Retromer, a heterotrimeric complex of VPS35:VPS29:VPS26 (VPS26A and VPS26B are expressed in mammals), is the best-characterised endosome-localised cargo retrieval complex and is responsible for the retrieval of hundreds of different cargoes away from the degradative fate. The dysfunction of retromer has been implicated in diseases such as Alzheimer’s disease and Parkinson’s disease. To function correctly, retromer relies on its association with various proteins and multiprotein complexes. It is therefore not surprising that the most common Parkinson’s disease-causing variant of retromer, VPS35(p.D620N), exhibits a reduced association with one of its most significant interactors: the WASH complex.

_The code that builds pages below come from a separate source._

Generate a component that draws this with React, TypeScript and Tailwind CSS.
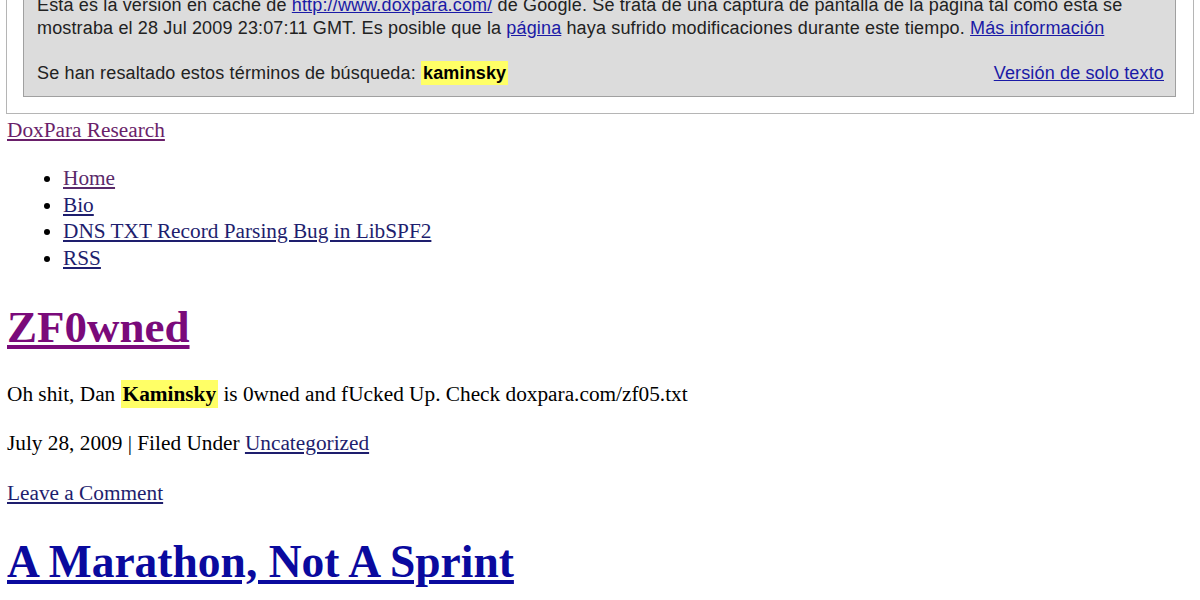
import React from 'react'

const serif = { fontFamily: '"Liberation Serif", "Times New Roman", serif' }
const sans = { fontFamily: '"Liberation Sans", Arial, sans-serif' }

function CacheNotice() {
  return (
    <div className="ml-[6px] w-[1188px] border border-[#b5b5b5] bg-white pl-[16px] pr-[17px] pb-[16px] -mt-[16px]" style={sans}>
      <div className="border border-[#a0a0a0] bg-[#dcdcdc] pl-[13px] pr-[11px] pt-[8px] pb-[11px] text-[18px] leading-[23px] tracking-[0.15px] text-[#222]">
        <p>
          Esta es la versión en caché de{' '}
          <a href="#" className="text-[#1a1aa6] underline">http://www.doxpara.com/</a> de Google. Se trata de una captura de
          pantalla de la página tal como esta se mostraba el 28 Jul 2009 23:07:11 GMT. Es posible que la{' '}
          <a href="#" className="text-[#1a1aa6] underline">página</a> haya sufrido modificaciones durante este tiempo.{' '}
          <a href="#" className="text-[#1a1aa6] underline">Más información</a>
        </p>
        <div className="mt-[22px] flex items-center justify-between">
          <span>
            Se han resaltado estos términos de búsqueda:{' '}
            <b className="bg-[#ffff66] px-[2px] py-[2px] text-black">kaminsky</b>
          </span>
          <a href="#" className="text-[#1a1aa6] underline">Versión de solo texto</a>
        </div>
      </div>
    </div>
  )
}

export default function App() {
  return (
    <div className="h-[600px] overflow-hidden bg-white text-black" style={serif}>
      <CacheNotice />
      <div className="px-[7px] text-[21.3px]">
        <a href="#" className="mt-[4px] block w-fit text-[#6a1f6a] underline leading-[24px]">DoxPara Research</a>
        <ul className="mt-[23px] list-disc pl-[56px] leading-[26.5px]">
          <li><a href="#" className="text-[#5a2a6a] underline">Home</a></li>
          <li><a href="#" className="text-[#1e1e6e] underline">Bio</a></li>
          <li><a href="#" className="text-[#1e1e6e] underline">DNS TXT Record Parsing Bug in LibSPF2</a></li>
          <li><a href="#" className="text-[#1e1e6e] underline">RSS</a></li>
        </ul>
        <h1 className="mt-[30px] text-[45px] font-bold leading-[52px]">
          <a href="#" className="text-[#7a0a7a] underline">ZF0wned</a>
        </h1>
        <p className="mt-[29px] leading-[24px]">
          Oh shit, Dan <b className="bg-[#ffff66] px-[2px] py-[2px]">Kaminsky</b> is 0wned and fUcked Up. Check doxpara.com/zf05.txt
        </p>
        <p className="mt-[25px] leading-[24px]">
          July 28, 2009 | Filed Under <a href="#" className="text-[#1e1e6e] underline">Uncategorized</a>
        </p>
        <p className="mt-[26px] leading-[24px]">
          <a href="#" className="text-[#1e1e6e] underline">Leave a Comment</a>
        </p>
        <h1 className="mt-[31px] text-[45.5px] font-bold leading-[52px]">
          <a href="#" className="text-[#0a0a9e] underline">A Marathon, Not A Sprint</a>
        </h1>
      </div>
    </div>
  )
}
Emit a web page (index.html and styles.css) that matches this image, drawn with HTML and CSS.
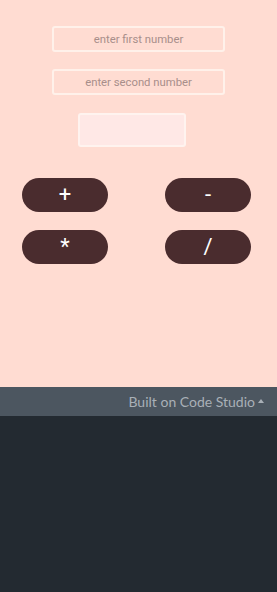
FILE: index.html
```html
<!DOCTYPE html>
<html>
<head>
<meta charset="utf-8">
<link rel="stylesheet" href="styles.css">
</head>
<body>
<div class="app">
  <input class="field first" type="text" placeholder="enter first number">
  <input class="field second" type="text" placeholder="enter second number">
  <div class="result"></div>
  <div class="ops">
    <button class="op">+</button>
    <button class="op">-</button>
    <button class="op">*</button>
    <button class="op">/</button>
  </div>
</div>
<div class="footer">
  <span class="built">Built on Code Studio</span><span class="caret"></span>
</div>
<div class="rest"></div>
</body>
</html>
```
FILE: styles.css
```css
html, body {
  margin: 0;
  padding: 0;
}
body {
  background: #232a31;
  font-family: Roboto, "Noto Sans", sans-serif;
}
.app {
  height: 387px;
  background: #ffdcd2;
  display: flex;
  flex-direction: column;
  align-items: flex-start;
  box-sizing: border-box;
  padding-top: 26px;
}
.field {
  box-sizing: border-box;
  width: 173px;
  height: 26px;
  margin: 0 0 0 52px;
  border: 2px solid #fff1ea;
  border-radius: 3px;
  background: #ffdcd2;
  text-align: center;
  font-family: Roboto, sans-serif;
  font-size: 11.3px;
  color: #8a6e6a;
  outline: none;
  padding: 0;
}
.field::placeholder {
  color: #a88e8a;
}
.second {
  margin-top: 17px;
}
.result {
  box-sizing: border-box;
  width: 108px;
  height: 34px;
  margin-top: 18px;
  margin-left: 78px;
  border: 2px solid #fff3ef;
  border-radius: 3px;
  background: #ffe8e6;
}
.ops {
  margin-top: 31px;
  margin-left: 22px;
  width: 229px;
  display: grid;
  grid-template-columns: 86px 86px;
  justify-content: space-between;
  row-gap: 18px;
}
.op {
  height: 34px;
  border: none;
  border-radius: 17px;
  background: #4a2c2e;
  color: #ffffff;
  font-family: Roboto, sans-serif;
  font-size: 22px;
  padding: 0;
  line-height: 34px;
}
.footer {
  height: 29px;
  background: #4c5660;
  display: flex;
  justify-content: flex-end;
  align-items: center;
  padding-right: 13px;
  color: #a9b0b7;
  font-family: Lato, sans-serif;
  font-size: 14px;
  letter-spacing: 0;
}
.caret {
  width: 0;
  height: 0;
  border-left: 3.5px solid transparent;
  border-right: 3.5px solid transparent;
  border-bottom: 4px solid #a9b0b7;
  margin-left: 3px;
  margin-top: -1px;
}
.rest {
  height: 176px;
}
```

In this thesis I investigated some of retromer’s interactions to gain insight into their functional significance. I firstly showed that retromer’s interaction with SNX3, a major retromer cargo adaptor, is vital for the establishment of Wnt morphogenic gradients. I also identified that SNX3-retromer couples to an evolutionary-conserved flippase complex to link cargo recognition with membrane deformation. Secondly, by investigating whether other Parkinsonism-associated retromer variants also exhibit reduced interactor associations, I showed that the VPS26A(p.K297X) variant causes a severe perturbation in retromer’s assembly with another cargo adaptor: SNX27. Finally, I identified that retromer couples to the WASH complex through a series of basic amino acids located on the carboxyl-terminus of VPS35 in proximity to the ASP620 residue. By creating retromer variants which have largely lost the ability to associate with the WASH complex, I showed that this interaction appears to be important for the segregation of the endosomal retrieval and degradative subdomains.